● **Supplied material**:
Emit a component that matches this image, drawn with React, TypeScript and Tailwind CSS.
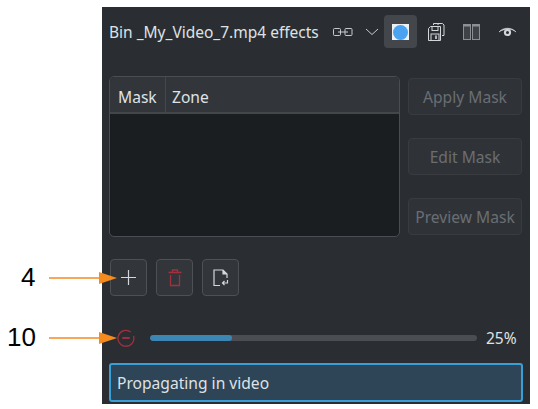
import React from "react";

function Arrow({ top, width = 70 }: { top: number; width?: number }) {
  return (
    <svg className="absolute left-[48px]" style={{ top }} width={width} height="16" viewBox="0 0 70 16">
      <path d="M1 8H54" stroke="#f58a1f" strokeWidth="1.7" fill="none" />
      <path d="M51 2L69 8L51 14Z" fill="#f58a1f" />
    </svg>
  );
}

function SideButton({ label }: { label: string }) {
  return (
    <div className="flex h-[37px] w-[114px] items-center justify-center rounded-[4px] border border-[#383c41] bg-[#2f3338] pt-[2px] text-[15.6px] text-[#6a6e72]">
      {label}
    </div>
  );
}

function ToolButton({ children }: { children: React.ReactNode }) {
  return (
    <div className="flex h-[37px] w-[37px] items-center justify-center rounded-[4px] border border-[#4d5156] bg-[#32363b]">
      {children}
    </div>
  );
}

export default function App() {
  return (
    <div className="relative h-[409px] w-[538px] overflow-hidden bg-white pl-[102px] pt-[7px] font-['Noto_Sans',sans-serif]">
      <div className="flex h-[397px] w-[428px] flex-col bg-[#2a2e32] pl-[7px] pr-[7px] text-[#e0e3e6]">
        <div className="flex h-[40px] items-center pt-[10px]">
          <span className="w-[224px] whitespace-nowrap pt-[1px] text-[15.5px] leading-none text-[#dfe2e5]">Bin _My_Video_7.mp4 effects</span>
          <svg width="20" height="10" viewBox="0 0 20 10" fill="none" stroke="#c8cbce" strokeWidth="1">
            <rect x="0.5" y="1.5" width="7" height="7" rx="1" />
            <rect x="12" y="1.5" width="7" height="7" rx="1" />
            <path d="M5 5h10" />
          </svg>
          <svg className="ml-[12px]" width="14" height="8" viewBox="0 0 14 8" fill="none" stroke="#c8cbce" strokeWidth="1">
            <path d="M1 1L7 6.5L13 1" />
          </svg>
          <div className="mb-[2px] ml-[5px] flex h-[33px] w-[33px] items-center justify-center rounded-[4px] bg-[#43474c]">
            <div className="mt-[2px] flex h-[16px] w-[17px] items-center justify-center overflow-hidden bg-[#eef0f2]">
              <div className="h-[15px] w-[15px] shrink-0 rounded-full bg-[#4aa3f0]" />
            </div>
          </div>
          <svg className="ml-[10px]" width="18" height="20" viewBox="0 0 18 20" fill="none" stroke="#d4d7da" strokeWidth="1">
            <path d="M6.5 3V1.5H11V3M11 1.5H15.5L17 3V13.5H15" />
            <path d="M1.5 6.5L3.5 4.5H13.5V18.5H1.5Z" />
            <rect x="5" y="4.5" width="6" height="4" />
            <rect x="4" y="12" width="8" height="6.5" />
            <path d="M9 13.5V17" strokeWidth="1.6" />
          </svg>
          <svg className="ml-[18px]" width="17" height="16" viewBox="0 0 17 16">
            <rect x="0.5" y="0.5" width="7" height="15" fill="#3f4348" stroke="#8d9093" />
            <rect x="9.5" y="0.5" width="7" height="15" fill="#3f4348" stroke="#8d9093" />
            <rect x="0.5" y="0.5" width="7" height="2" fill="#8d9093" />
            <rect x="9.5" y="0.5" width="7" height="2" fill="#8d9093" />
          </svg>
          <svg className="ml-[18px]" width="19" height="12" viewBox="0 0 19 12">
            <path d="M1 6C5 1 14 1 18 6C15 3.8 13.5 3.5 12.5 3.5L9.5 3.2C7 3.3 4 4 1 6Z" fill="#d4d7da" stroke="#d4d7da" strokeWidth="0.6" />
            <circle cx="9.5" cy="6.5" r="3.6" fill="#d4d7da" />
            <circle cx="9.5" cy="6.5" r="1.5" fill="#2a2e32" />
          </svg>
        </div>

        <div className="mt-[29px] flex gap-[8px]">
          <div className="flex h-[161px] w-[291px] flex-col overflow-hidden rounded-[5px] border border-[#4a4e53] bg-[#1b1e20]">
            <div className="flex h-[37px] border-b-[2px] border-[#43474c] bg-[#32363b] text-[15.6px] text-[#dfe2e5]">
              <div className="flex w-[56px] items-center border-r border-[#43474c] pl-[8px] pt-[6px]">Mask</div>
              <div className="flex items-center pl-[6px] pt-[6px]">Zone</div>
            </div>
          </div>
          <div className="mt-[2px] flex flex-col gap-[23px]">
            <SideButton label="Apply Mask" />
            <SideButton label="Edit Mask" />
            <SideButton label="Preview Mask" />
          </div>
        </div>

        <div className="ml-[1px] mt-[22px] flex gap-[9px]">
          <ToolButton>
            <svg width="17" height="17" viewBox="0 0 17 17" stroke="#d4d7da" strokeWidth="1.2">
              <path d="M8.5 1V16M1 8.5H16" />
            </svg>
          </ToolButton>
          <ToolButton>
            <svg width="14" height="18" viewBox="0 0 14 18" fill="none" stroke="#a3303f" strokeWidth="1.3">
              <path d="M0.5 3.5H13.5M4.5 3.5V1H9.5V3.5" />
              <path d="M2.5 6V16.5H11.5V6" />
            </svg>
          </ToolButton>
          <ToolButton>
            <svg width="16" height="18" viewBox="0 0 16 18" fill="none" stroke="#d4d7da" strokeWidth="1.2">
              <path d="M7 16.5H1V1H10L14 5V9" />
              <path d="M10 1V5H14" fill="#d4d7da" />
              <path d="M14.5 11V14H9.5M11.5 12L9.5 14L11.5 16" />
            </svg>
          </ToolButton>
        </div>

        <div className="mt-[32px] flex h-[20px] items-center">
          <svg className="ml-[8px]" width="18" height="18" viewBox="0 0 17 17" fill="none" stroke="#a3303f">
            <path d="M13 2.8A7.5 7.5 0 1 0 15.6 6.5" strokeWidth="1.2" />
            <path d="M5 8.5H12" strokeWidth="1.8" />
          </svg>
          <div className="ml-[15px] h-[6px] w-[327px] overflow-hidden rounded-full bg-[#4a4e52]">
            <div className="h-full w-[25%] rounded-full bg-[#3c86b4]" />
          </div>
          <span className="ml-[9px] pt-[2px] text-[15.5px] leading-none text-[#dfe2e5]">25%</span>
        </div>

        <div className="mt-[15px] flex h-[39px] w-[414px] items-center rounded-[3px] border-[2px] border-[#3a9fd8] bg-[#2d4557] pl-[6px] pt-[2px] text-[15.6px] text-[#dfe2e5]">
          Propagating in video
        </div>
      </div>

      <span className="absolute left-[21px] top-[262px] font-['Liberation_Sans',sans-serif] text-[26px] leading-[30px] text-black">4</span>
      <span className="absolute left-[7px] top-[322px] font-['Liberation_Sans',sans-serif] text-[26px] leading-[30px] text-black">10</span>
      <Arrow top={270} />
      <Arrow top={330} />
    </div>
  );
}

● **Given problem**: Return the material word for word. Pictures are not part of the copy.

● **Final result**:
Emit a component that matches this image, drawn with React, TypeScript and Tailwind CSS.
import React from "react";

function Arrow({ top, width = 70 }: { top: number; width?: number }) {
  return (
    <svg className="absolute left-[48px]" style={{ top }} width={width} height="16" viewBox="0 0 70 16">
      <path d="M1 8H54" stroke="#f58a1f" strokeWidth="1.7" fill="none" />
      <path d="M51 2L69 8L51 14Z" fill="#f58a1f" />
    </svg>
  );
}

function SideButton({ label }: { label: string }) {
  return (
    <div className="flex h-[37px] w-[114px] items-center justify-center rounded-[4px] border border-[#383c41] bg-[#2f3338] pt-[2px] text-[15.6px] text-[#6a6e72]">
      {label}
    </div>
  );
}

function ToolButton({ children }: { children: React.ReactNode }) {
  return (
    <div className="flex h-[37px] w-[37px] items-center justify-center rounded-[4px] border border-[#4d5156] bg-[#32363b]">
      {children}
    </div>
  );
}

export default function App() {
  return (
    <div className="relative h-[409px] w-[538px] overflow-hidden bg-white pl-[102px] pt-[7px] font-['Noto_Sans',sans-serif]">
      <div className="flex h-[397px] w-[428px] flex-col bg-[#2a2e32] pl-[7px] pr-[7px] text-[#e0e3e6]">
        <div className="flex h-[40px] items-center pt-[10px]">
          <span className="w-[224px] whitespace-nowrap pt-[1px] text-[15.5px] leading-none text-[#dfe2e5]">Bin _My_Video_7.mp4 effects</span>
          <svg width="20" height="10" viewBox="0 0 20 10" fill="none" stroke="#c8cbce" strokeWidth="1">
            <rect x="0.5" y="1.5" width="7" height="7" rx="1" />
            <rect x="12" y="1.5" width="7" height="7" rx="1" />
            <path d="M5 5h10" />
          </svg>
          <svg className="ml-[12px]" width="14" height="8" viewBox="0 0 14 8" fill="none" stroke="#c8cbce" strokeWidth="1">
            <path d="M1 1L7 6.5L13 1" />
          </svg>
          <div className="mb-[2px] ml-[5px] flex h-[33px] w-[33px] items-center justify-center rounded-[4px] bg-[#43474c]">
            <div className="mt-[2px] flex h-[16px] w-[17px] items-center justify-center overflow-hidden bg-[#eef0f2]">
              <div className="h-[15px] w-[15px] shrink-0 rounded-full bg-[#4aa3f0]" />
            </div>
          </div>
          <svg className="ml-[10px]" width="18" height="20" viewBox="0 0 18 20" fill="none" stroke="#d4d7da" strokeWidth="1">
            <path d="M6.5 3V1.5H11V3M11 1.5H15.5L17 3V13.5H15" />
            <path d="M1.5 6.5L3.5 4.5H13.5V18.5H1.5Z" />
            <rect x="5" y="4.5" width="6" height="4" />
            <rect x="4" y="12" width="8" height="6.5" />
            <path d="M9 13.5V17" strokeWidth="1.6" />
          </svg>
          <svg className="ml-[18px]" width="17" height="16" viewBox="0 0 17 16">
            <rect x="0.5" y="0.5" width="7" height="15" fill="#3f4348" stroke="#8d9093" />
            <rect x="9.5" y="0.5" width="7" height="15" fill="#3f4348" stroke="#8d9093" />
            <rect x="0.5" y="0.5" width="7" height="2" fill="#8d9093" />
            <rect x="9.5" y="0.5" width="7" height="2" fill="#8d9093" />
          </svg>
          <svg className="ml-[18px]" width="19" height="12" viewBox="0 0 19 12">
            <path d="M1 6C5 1 14 1 18 6C15 3.8 13.5 3.5 12.5 3.5L9.5 3.2C7 3.3 4 4 1 6Z" fill="#d4d7da" stroke="#d4d7da" strokeWidth="0.6" />
            <circle cx="9.5" cy="6.5" r="3.6" fill="#d4d7da" />
            <circle cx="9.5" cy="6.5" r="1.5" fill="#2a2e32" />
          </svg>
        </div>

        <div className="mt-[29px] flex gap-[8px]">
          <div className="flex h-[161px] w-[291px] flex-col overflow-hidden rounded-[5px] border border-[#4a4e53] bg-[#1b1e20]">
            <div className="flex h-[37px] border-b-[2px] border-[#43474c] bg-[#32363b] text-[15.6px] text-[#dfe2e5]">
              <div className="flex w-[56px] items-center border-r border-[#43474c] pl-[8px] pt-[6px]">Mask</div>
              <div className="flex items-center pl-[6px] pt-[6px]">Zone</div>
            </div>
          </div>
          <div className="mt-[2px] flex flex-col gap-[23px]">
            <SideButton label="Apply Mask" />
            <SideButton label="Edit Mask" />
            <SideButton label="Preview Mask" />
          </div>
        </div>

        <div className="ml-[1px] mt-[22px] flex gap-[9px]">
          <ToolButton>
            <svg width="17" height="17" viewBox="0 0 17 17" stroke="#d4d7da" strokeWidth="1.2">
              <path d="M8.5 1V16M1 8.5H16" />
            </svg>
          </ToolButton>
          <ToolButton>
            <svg width="14" height="18" viewBox="0 0 14 18" fill="none" stroke="#a3303f" strokeWidth="1.3">
              <path d="M0.5 3.5H13.5M4.5 3.5V1H9.5V3.5" />
              <path d="M2.5 6V16.5H11.5V6" />
            </svg>
          </ToolButton>
          <ToolButton>
            <svg width="16" height="18" viewBox="0 0 16 18" fill="none" stroke="#d4d7da" strokeWidth="1.2">
              <path d="M7 16.5H1V1H10L14 5V9" />
              <path d="M10 1V5H14" fill="#d4d7da" />
              <path d="M14.5 11V14H9.5M11.5 12L9.5 14L11.5 16" />
            </svg>
          </ToolButton>
        </div>

        <div className="mt-[32px] flex h-[20px] items-center">
          <svg className="ml-[8px]" width="18" height="18" viewBox="0 0 17 17" fill="none" stroke="#a3303f">
            <path d="M13 2.8A7.5 7.5 0 1 0 15.6 6.5" strokeWidth="1.2" />
            <path d="M5 8.5H12" strokeWidth="1.8" />
          </svg>
          <div className="ml-[15px] h-[6px] w-[327px] overflow-hidden rounded-full bg-[#4a4e52]">
            <div className="h-full w-[25%] rounded-full bg-[#3c86b4]" />
          </div>
          <span className="ml-[9px] pt-[2px] text-[15.5px] leading-none text-[#dfe2e5]">25%</span>
        </div>

        <div className="mt-[15px] flex h-[39px] w-[414px] items-center rounded-[3px] border-[2px] border-[#3a9fd8] bg-[#2d4557] pl-[6px] pt-[2px] text-[15.6px] text-[#dfe2e5]">
          Propagating in video
        </div>
      </div>

      <span className="absolute left-[21px] top-[262px] font-['Liberation_Sans',sans-serif] text-[26px] leading-[30px] text-black">4</span>
      <span className="absolute left-[7px] top-[322px] font-['Liberation_Sans',sans-serif] text-[26px] leading-[30px] text-black">10</span>
      <Arrow top={270} />
      <Arrow top={330} />
    </div>
  );
}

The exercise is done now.